* EXERCISE TASK:
Find every line of the listing below where "components" appears, and copy it.
-- begin RECORD LIST --
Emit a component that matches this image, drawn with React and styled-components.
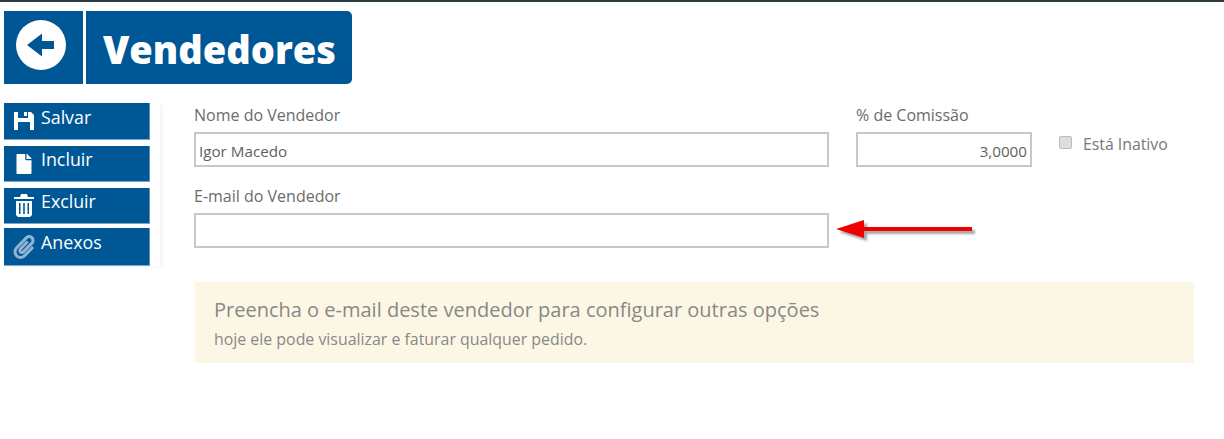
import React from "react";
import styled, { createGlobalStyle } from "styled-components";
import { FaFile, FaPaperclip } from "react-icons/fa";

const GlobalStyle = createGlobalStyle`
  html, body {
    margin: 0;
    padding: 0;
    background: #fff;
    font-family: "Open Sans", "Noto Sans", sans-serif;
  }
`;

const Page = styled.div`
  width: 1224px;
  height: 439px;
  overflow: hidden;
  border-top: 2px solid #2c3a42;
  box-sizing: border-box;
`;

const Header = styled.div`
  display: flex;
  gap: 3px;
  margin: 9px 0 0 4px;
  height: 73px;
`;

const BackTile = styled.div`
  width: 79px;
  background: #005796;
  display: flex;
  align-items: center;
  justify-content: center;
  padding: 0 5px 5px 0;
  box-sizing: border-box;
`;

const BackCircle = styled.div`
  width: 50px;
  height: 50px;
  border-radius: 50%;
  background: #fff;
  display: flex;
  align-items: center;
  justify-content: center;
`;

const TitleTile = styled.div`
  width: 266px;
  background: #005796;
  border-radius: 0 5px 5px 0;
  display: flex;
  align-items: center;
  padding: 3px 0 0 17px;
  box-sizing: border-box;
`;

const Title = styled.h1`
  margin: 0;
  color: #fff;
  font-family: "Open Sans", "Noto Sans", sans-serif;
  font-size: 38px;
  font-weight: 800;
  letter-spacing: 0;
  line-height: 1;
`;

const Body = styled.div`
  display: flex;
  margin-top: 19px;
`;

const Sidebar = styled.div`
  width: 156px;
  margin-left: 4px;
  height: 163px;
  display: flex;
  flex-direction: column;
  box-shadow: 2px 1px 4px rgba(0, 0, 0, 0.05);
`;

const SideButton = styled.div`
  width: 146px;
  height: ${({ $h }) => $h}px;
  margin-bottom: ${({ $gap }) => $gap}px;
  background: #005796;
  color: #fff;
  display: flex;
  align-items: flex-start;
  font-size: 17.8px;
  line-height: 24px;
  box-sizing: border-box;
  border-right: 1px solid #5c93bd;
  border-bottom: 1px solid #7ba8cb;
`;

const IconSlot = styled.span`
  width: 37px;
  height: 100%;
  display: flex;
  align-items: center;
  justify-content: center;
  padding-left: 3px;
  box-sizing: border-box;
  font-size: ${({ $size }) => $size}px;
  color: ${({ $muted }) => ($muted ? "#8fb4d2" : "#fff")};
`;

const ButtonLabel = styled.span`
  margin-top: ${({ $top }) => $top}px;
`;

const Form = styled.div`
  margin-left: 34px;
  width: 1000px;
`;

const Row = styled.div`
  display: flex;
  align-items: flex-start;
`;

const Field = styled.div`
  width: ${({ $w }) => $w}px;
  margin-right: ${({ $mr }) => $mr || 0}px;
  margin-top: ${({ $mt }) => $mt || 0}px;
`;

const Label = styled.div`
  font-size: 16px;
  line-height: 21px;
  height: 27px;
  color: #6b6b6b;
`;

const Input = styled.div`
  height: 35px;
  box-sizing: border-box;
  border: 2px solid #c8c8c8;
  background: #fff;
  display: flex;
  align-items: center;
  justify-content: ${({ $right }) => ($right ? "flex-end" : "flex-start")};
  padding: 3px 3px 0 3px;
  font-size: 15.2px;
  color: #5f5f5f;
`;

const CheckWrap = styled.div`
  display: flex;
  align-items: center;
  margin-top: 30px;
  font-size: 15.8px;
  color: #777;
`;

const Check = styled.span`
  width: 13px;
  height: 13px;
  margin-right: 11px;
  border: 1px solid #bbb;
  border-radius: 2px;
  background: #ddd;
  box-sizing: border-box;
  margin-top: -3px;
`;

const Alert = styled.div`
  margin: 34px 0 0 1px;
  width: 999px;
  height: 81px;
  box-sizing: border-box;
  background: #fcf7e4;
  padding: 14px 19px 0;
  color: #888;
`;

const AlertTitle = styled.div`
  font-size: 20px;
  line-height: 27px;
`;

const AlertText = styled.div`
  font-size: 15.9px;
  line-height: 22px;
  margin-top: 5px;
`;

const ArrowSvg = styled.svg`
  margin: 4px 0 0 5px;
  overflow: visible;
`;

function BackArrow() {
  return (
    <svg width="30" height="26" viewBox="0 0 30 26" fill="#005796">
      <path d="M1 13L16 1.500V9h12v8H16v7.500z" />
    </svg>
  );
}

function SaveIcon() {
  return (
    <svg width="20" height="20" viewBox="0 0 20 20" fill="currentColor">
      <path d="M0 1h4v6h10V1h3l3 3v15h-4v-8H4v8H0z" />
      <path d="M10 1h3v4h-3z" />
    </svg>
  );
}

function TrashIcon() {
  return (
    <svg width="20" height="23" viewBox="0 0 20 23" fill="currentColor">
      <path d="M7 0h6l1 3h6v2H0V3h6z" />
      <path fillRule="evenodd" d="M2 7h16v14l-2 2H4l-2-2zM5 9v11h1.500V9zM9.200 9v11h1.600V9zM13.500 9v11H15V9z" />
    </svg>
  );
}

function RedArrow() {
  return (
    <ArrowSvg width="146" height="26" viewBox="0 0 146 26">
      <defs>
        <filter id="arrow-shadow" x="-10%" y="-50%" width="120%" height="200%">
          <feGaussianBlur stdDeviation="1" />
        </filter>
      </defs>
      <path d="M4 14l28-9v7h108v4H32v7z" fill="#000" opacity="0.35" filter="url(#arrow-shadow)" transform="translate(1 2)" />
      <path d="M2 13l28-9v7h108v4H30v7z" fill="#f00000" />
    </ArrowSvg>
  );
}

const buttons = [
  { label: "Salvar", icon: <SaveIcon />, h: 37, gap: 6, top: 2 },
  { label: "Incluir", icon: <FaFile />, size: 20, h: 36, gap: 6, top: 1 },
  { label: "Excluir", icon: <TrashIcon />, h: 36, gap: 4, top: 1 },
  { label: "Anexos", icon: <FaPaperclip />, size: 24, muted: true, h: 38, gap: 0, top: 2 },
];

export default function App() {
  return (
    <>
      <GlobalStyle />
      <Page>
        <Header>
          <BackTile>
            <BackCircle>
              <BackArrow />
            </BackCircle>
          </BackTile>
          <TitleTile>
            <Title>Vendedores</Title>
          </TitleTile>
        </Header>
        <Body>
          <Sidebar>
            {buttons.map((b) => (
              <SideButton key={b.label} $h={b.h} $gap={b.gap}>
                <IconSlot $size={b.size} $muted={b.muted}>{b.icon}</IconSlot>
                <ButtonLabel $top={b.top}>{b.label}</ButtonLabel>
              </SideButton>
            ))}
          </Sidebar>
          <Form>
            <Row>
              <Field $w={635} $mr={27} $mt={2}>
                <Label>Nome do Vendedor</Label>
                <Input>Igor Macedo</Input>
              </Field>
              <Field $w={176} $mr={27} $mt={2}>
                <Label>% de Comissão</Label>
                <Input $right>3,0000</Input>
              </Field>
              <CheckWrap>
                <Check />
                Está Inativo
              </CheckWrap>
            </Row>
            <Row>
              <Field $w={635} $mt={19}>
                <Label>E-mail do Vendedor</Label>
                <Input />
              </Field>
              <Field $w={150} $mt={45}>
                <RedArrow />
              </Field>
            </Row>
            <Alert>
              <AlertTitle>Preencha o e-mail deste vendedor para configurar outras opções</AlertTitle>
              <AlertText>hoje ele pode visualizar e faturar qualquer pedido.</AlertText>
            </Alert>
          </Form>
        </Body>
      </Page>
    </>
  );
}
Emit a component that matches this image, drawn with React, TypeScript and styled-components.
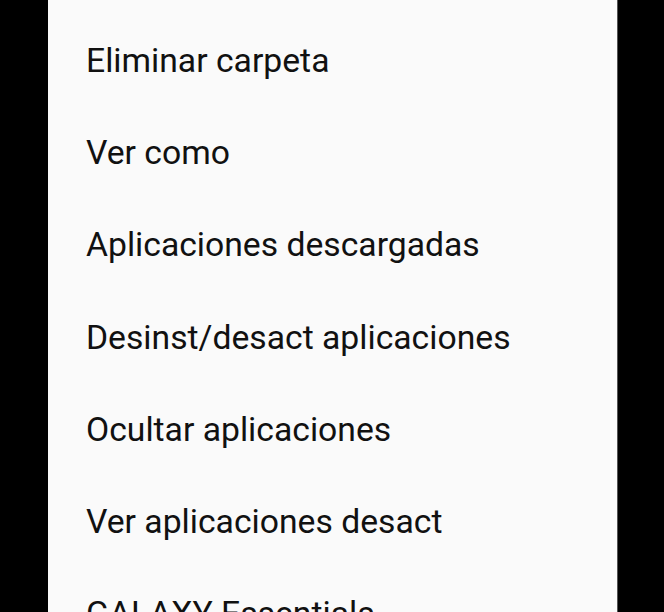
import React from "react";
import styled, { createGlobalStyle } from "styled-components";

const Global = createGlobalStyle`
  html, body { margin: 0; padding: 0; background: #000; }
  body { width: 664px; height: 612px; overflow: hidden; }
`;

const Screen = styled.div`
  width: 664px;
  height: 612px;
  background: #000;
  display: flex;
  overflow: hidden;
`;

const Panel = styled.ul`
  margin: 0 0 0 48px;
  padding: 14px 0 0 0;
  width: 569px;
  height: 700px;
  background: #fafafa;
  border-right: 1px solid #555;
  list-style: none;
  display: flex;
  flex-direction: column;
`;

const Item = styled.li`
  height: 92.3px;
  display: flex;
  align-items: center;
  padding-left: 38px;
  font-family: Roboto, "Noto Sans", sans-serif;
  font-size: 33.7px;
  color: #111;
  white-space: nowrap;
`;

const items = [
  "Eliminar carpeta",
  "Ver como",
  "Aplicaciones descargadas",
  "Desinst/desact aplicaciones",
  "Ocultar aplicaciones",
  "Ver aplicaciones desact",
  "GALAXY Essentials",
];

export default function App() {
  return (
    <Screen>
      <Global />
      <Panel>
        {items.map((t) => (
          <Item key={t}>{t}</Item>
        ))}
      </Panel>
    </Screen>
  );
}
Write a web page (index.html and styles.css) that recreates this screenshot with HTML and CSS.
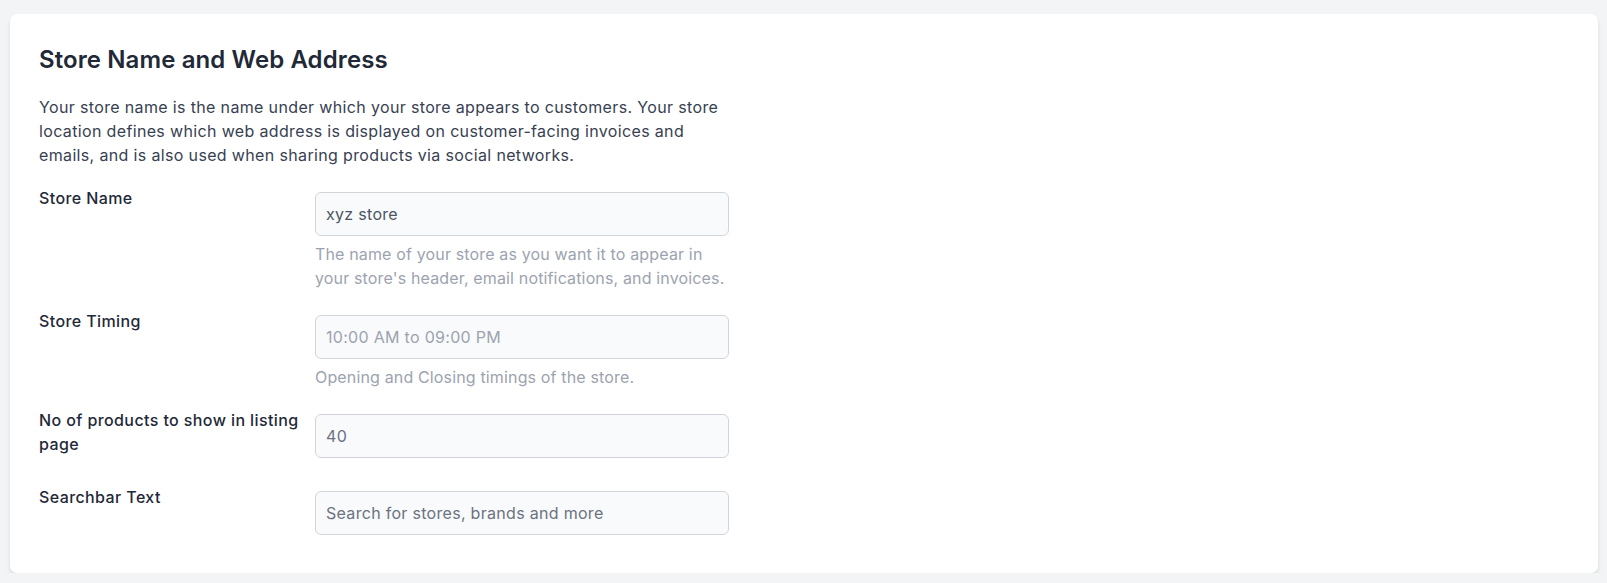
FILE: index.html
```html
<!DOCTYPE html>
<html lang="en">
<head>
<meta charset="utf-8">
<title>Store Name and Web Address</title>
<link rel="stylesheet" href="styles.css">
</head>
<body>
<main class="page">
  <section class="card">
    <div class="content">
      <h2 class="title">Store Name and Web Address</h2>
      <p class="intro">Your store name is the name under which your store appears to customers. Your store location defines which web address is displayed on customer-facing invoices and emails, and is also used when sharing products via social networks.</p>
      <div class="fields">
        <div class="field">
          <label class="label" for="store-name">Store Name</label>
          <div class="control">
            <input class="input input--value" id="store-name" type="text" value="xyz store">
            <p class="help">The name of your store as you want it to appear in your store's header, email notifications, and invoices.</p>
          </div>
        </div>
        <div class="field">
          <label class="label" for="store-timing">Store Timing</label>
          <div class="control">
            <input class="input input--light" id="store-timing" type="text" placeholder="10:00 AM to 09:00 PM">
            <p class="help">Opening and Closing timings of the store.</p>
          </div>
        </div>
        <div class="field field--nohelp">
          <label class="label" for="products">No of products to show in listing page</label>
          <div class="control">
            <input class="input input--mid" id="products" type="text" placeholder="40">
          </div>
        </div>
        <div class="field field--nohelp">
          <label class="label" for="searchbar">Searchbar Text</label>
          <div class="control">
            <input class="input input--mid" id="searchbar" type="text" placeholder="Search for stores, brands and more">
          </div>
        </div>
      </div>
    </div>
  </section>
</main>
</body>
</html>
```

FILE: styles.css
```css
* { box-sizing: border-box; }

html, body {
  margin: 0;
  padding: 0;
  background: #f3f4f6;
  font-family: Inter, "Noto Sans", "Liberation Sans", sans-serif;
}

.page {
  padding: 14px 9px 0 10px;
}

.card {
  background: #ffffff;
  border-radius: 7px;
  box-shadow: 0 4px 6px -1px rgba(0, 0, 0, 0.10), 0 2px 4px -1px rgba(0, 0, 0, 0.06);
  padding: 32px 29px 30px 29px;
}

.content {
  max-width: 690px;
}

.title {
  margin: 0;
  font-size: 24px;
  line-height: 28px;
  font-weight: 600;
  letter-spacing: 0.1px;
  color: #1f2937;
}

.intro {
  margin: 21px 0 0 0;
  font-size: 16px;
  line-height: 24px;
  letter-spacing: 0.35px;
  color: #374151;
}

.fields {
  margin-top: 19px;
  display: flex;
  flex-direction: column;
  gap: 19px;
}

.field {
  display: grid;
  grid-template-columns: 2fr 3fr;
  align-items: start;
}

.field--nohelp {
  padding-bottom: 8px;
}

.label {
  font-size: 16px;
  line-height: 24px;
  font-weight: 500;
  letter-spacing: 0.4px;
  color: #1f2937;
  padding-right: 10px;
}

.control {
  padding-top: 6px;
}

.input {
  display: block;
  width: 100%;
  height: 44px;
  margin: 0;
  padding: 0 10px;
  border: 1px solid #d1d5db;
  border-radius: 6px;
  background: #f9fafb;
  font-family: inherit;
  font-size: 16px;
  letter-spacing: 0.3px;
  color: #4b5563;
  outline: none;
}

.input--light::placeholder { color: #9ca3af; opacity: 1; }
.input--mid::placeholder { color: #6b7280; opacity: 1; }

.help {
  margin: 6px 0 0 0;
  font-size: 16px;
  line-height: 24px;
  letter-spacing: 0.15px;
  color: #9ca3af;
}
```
-- end RECORD LIST --
* SOLUTION FOR THIS TASK:
Emit a component that matches this image, drawn with React and styled-components.
import styled, { createGlobalStyle } from "styled-components";
Emit a component that matches this image, drawn with React, TypeScript and styled-components.
import styled, { createGlobalStyle } from "styled-components";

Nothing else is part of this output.